Begin
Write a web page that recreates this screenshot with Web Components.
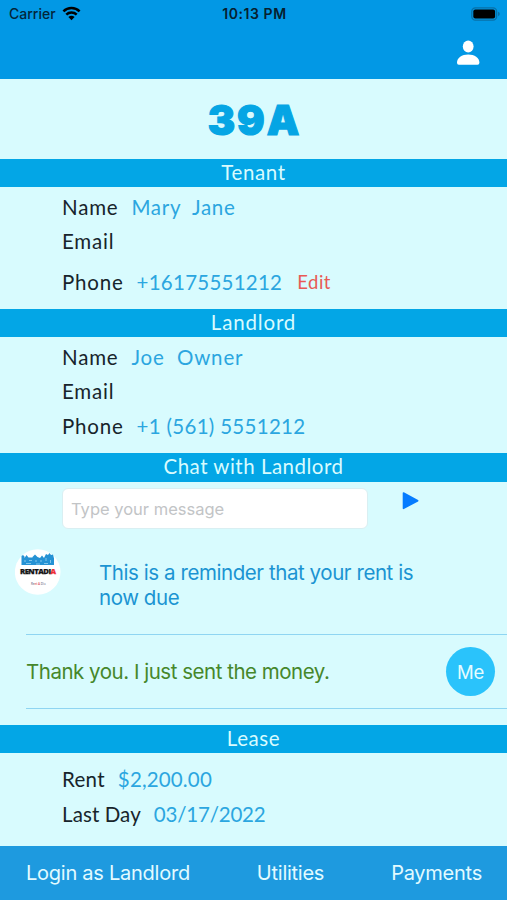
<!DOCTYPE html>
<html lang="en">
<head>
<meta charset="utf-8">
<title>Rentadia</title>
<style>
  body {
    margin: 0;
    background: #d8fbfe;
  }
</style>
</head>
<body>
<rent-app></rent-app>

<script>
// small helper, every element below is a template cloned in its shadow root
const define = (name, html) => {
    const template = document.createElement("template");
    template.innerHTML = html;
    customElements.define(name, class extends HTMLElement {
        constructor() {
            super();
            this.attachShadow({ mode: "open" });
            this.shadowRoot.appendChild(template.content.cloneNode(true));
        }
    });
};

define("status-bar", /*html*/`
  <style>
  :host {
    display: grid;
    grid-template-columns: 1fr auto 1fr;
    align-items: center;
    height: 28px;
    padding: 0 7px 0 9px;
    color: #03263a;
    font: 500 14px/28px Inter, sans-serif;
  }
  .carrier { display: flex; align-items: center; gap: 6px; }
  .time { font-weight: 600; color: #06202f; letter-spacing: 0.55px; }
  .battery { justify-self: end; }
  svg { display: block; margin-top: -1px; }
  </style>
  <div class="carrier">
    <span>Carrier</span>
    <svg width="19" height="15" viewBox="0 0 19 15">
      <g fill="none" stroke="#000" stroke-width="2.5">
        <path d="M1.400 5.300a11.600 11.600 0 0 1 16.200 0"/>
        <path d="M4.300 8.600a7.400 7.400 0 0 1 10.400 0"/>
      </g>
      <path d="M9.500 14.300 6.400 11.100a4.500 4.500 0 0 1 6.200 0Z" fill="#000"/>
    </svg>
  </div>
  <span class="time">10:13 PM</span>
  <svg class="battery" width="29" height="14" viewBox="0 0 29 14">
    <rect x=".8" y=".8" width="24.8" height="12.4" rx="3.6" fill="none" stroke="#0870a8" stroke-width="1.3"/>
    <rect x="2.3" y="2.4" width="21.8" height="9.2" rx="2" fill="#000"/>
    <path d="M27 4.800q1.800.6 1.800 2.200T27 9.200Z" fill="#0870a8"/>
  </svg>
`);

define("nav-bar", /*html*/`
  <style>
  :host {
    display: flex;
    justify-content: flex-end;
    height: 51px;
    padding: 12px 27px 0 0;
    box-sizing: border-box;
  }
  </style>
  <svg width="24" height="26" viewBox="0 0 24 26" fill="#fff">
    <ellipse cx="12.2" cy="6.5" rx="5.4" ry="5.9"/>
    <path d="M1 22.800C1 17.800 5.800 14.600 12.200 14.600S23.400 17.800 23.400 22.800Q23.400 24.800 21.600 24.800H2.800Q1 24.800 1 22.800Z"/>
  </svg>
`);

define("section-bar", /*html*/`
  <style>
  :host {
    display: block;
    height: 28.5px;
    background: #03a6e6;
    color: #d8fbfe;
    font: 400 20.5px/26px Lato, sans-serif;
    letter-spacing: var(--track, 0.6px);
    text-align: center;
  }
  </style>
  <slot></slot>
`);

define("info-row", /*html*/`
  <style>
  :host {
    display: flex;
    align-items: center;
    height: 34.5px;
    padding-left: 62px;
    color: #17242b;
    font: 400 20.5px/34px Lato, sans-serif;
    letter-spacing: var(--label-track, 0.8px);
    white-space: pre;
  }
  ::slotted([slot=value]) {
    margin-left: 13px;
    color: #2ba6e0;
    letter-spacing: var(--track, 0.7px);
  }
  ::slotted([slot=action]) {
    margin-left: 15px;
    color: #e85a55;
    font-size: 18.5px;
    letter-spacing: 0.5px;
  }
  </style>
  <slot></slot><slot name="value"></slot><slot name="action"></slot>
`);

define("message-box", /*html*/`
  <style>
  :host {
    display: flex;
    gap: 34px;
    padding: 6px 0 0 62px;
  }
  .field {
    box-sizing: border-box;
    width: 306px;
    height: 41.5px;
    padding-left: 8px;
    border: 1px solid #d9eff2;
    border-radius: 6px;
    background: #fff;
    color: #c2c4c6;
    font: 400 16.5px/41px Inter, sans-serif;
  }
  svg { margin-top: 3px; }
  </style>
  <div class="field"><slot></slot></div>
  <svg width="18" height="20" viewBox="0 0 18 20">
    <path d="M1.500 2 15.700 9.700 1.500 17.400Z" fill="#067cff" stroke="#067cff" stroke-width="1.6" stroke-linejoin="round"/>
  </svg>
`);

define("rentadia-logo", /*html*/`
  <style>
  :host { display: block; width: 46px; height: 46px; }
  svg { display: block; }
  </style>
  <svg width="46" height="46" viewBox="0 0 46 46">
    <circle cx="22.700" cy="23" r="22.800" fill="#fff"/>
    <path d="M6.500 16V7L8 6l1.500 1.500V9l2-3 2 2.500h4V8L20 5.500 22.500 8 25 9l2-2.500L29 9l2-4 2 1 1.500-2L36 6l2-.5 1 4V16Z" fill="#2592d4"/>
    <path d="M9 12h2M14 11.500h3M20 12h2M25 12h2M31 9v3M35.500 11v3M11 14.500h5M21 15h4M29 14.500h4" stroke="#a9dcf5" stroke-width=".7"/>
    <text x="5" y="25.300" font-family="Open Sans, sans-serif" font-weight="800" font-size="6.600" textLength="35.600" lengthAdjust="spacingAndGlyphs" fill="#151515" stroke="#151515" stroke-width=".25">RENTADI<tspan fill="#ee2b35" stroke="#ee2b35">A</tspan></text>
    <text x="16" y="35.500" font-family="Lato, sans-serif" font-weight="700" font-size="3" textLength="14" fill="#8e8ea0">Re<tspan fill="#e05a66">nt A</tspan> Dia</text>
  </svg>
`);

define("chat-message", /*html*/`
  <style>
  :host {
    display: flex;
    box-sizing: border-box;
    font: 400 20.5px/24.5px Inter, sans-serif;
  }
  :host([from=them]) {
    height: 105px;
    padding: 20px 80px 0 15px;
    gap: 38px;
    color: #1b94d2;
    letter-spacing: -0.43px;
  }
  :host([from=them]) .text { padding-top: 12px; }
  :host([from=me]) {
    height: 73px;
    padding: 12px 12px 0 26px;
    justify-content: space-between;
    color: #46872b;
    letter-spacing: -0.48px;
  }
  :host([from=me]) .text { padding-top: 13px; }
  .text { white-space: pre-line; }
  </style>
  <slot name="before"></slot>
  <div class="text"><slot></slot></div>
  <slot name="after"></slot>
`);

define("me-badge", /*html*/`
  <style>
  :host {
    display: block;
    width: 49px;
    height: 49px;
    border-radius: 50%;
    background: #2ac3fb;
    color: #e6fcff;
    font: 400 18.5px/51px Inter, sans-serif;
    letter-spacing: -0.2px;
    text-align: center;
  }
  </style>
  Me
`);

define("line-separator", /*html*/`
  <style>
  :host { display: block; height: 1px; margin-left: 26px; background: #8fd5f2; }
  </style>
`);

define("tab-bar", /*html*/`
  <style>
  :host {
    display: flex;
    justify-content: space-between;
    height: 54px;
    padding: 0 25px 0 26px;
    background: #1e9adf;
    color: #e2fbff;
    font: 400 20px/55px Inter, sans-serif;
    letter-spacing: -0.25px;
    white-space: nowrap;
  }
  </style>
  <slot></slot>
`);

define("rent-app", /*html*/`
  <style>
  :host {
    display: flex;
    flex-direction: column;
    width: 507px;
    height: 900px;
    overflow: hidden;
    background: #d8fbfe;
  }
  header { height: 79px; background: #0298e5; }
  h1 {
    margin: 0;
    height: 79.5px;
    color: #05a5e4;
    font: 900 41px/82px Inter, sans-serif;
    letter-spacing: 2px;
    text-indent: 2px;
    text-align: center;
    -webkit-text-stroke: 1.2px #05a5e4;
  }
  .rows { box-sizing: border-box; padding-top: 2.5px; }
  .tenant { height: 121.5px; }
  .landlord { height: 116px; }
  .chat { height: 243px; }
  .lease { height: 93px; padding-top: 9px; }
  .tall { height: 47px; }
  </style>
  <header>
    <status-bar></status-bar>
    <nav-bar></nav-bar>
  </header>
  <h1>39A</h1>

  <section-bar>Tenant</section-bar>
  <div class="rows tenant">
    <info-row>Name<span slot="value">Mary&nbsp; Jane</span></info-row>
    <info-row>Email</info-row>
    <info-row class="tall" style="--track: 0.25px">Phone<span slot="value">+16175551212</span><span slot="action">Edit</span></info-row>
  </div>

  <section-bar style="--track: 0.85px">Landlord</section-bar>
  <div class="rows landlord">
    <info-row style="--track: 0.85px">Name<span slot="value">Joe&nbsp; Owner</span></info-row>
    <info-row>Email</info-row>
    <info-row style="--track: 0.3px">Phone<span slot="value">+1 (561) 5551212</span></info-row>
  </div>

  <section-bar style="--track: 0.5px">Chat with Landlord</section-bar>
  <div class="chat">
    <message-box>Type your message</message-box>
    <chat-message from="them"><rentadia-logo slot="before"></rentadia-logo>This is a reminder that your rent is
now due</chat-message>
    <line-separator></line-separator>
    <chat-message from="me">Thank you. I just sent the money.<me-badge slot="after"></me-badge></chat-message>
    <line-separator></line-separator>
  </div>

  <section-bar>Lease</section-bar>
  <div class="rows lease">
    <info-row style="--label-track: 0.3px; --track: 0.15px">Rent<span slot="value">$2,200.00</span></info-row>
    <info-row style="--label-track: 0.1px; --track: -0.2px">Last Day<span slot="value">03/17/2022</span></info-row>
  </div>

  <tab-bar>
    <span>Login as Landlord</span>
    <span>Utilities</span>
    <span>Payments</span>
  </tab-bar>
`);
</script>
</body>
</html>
End
Every line from the start of the listing above through the line with "<rent-app></rent-app>" should be repeated exactly; skip the pictures and add nothing else.

Write a web page that recreates this screenshot with Web Components.
<!DOCTYPE html>
<html lang="en">
<head>
<meta charset="utf-8">
<title>Rentadia</title>
<style>
  body {
    margin: 0;
    background: #d8fbfe;
  }
</style>
</head>
<body>
<rent-app></rent-app>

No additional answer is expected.